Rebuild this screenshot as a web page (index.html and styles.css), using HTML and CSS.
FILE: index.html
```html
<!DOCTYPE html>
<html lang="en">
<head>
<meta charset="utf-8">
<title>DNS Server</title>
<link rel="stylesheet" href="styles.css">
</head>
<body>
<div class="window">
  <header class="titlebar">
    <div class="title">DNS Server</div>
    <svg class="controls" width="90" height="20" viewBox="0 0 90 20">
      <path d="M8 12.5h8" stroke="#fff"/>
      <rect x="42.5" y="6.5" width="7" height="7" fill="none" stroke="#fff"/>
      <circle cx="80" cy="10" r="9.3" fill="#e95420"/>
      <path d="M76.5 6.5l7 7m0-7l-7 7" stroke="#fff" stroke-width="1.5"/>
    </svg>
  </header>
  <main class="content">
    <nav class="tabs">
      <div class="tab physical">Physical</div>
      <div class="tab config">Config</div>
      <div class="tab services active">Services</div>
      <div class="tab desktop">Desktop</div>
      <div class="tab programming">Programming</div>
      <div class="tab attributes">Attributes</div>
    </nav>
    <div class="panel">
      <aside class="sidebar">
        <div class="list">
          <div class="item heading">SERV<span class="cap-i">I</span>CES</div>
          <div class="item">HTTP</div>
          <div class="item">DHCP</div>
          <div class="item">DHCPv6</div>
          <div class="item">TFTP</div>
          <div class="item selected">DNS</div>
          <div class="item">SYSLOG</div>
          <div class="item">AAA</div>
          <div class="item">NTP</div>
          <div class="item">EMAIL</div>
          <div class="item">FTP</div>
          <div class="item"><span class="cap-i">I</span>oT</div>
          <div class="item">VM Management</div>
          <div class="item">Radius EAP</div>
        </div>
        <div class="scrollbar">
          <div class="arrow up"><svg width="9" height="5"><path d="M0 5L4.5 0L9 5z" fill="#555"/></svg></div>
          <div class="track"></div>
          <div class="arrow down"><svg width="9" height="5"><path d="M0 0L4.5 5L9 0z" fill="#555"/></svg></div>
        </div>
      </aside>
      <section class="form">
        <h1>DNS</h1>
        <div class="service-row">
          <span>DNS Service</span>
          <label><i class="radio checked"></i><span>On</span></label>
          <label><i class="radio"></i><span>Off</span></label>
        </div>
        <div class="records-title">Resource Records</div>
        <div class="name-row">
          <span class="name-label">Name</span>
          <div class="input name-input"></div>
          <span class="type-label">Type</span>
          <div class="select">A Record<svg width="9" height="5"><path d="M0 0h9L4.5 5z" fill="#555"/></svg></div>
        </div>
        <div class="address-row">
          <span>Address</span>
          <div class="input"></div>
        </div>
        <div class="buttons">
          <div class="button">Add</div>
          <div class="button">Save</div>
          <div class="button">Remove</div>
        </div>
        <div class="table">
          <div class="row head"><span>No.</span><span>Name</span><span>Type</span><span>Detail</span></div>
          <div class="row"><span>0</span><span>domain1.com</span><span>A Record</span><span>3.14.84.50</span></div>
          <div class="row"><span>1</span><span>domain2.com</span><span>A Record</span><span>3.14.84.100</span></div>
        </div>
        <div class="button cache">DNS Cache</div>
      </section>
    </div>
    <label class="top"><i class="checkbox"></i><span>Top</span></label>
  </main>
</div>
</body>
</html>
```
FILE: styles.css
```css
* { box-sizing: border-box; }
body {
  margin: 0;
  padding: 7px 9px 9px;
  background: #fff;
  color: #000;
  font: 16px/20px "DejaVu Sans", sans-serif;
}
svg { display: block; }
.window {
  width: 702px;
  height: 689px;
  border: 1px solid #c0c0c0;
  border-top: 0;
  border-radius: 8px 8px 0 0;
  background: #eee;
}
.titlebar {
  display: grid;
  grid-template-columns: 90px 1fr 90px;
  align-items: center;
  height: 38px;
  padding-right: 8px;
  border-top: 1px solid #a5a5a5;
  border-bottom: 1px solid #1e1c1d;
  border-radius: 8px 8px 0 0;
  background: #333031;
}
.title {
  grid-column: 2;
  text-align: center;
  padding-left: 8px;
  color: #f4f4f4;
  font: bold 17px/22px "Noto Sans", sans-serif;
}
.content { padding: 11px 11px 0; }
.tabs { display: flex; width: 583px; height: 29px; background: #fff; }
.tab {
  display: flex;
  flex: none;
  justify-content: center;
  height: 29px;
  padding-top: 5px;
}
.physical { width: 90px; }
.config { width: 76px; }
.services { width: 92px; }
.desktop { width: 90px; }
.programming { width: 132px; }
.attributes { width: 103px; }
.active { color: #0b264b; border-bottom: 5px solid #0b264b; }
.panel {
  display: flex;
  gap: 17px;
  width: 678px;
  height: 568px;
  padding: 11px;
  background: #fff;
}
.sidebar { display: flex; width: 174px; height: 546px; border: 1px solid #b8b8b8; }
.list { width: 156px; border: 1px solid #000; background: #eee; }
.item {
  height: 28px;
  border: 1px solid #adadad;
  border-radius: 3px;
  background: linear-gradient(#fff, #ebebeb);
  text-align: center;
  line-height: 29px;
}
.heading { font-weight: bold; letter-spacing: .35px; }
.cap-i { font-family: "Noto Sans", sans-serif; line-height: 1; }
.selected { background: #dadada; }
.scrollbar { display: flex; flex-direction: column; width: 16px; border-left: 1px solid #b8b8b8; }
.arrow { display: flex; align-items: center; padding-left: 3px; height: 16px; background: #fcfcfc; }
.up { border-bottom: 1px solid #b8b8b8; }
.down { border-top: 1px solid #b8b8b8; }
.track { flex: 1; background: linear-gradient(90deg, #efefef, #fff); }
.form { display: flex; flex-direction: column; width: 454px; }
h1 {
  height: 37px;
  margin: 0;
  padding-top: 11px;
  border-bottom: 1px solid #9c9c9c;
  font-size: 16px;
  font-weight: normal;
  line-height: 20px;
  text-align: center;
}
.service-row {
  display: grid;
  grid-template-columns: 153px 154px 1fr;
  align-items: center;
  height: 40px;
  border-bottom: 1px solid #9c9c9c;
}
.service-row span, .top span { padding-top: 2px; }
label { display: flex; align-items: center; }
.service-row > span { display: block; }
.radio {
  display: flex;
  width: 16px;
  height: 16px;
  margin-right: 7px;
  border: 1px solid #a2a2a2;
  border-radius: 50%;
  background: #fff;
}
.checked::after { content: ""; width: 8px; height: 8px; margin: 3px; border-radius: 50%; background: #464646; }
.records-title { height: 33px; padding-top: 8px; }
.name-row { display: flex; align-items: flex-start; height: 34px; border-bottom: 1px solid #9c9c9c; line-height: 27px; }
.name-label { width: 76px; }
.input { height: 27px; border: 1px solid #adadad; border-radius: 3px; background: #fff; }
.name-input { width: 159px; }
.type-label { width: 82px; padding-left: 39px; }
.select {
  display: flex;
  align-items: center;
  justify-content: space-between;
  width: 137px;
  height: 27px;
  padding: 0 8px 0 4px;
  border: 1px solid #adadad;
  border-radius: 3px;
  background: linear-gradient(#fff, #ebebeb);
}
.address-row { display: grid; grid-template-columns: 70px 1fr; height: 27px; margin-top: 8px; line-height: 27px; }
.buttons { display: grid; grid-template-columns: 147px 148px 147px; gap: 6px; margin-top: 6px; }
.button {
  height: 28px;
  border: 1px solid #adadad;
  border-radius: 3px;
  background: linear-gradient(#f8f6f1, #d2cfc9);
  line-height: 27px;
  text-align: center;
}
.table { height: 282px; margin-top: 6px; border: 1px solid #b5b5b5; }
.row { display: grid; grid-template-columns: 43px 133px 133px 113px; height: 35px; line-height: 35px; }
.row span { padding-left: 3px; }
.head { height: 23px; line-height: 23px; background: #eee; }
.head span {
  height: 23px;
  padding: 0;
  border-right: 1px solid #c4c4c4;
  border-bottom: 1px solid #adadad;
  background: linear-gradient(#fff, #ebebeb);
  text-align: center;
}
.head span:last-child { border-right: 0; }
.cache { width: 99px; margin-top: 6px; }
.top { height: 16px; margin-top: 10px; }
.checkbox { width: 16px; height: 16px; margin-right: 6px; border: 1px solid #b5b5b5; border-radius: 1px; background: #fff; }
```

## [WHAT THE TASK REQUIRES]
Search the data above for the word "index", then gather each line in which it appears.

## [WRITTEN ANSWER]
Rebuild this screenshot as a web page (index.html and styles.css), using HTML and CSS.
FILE: index.html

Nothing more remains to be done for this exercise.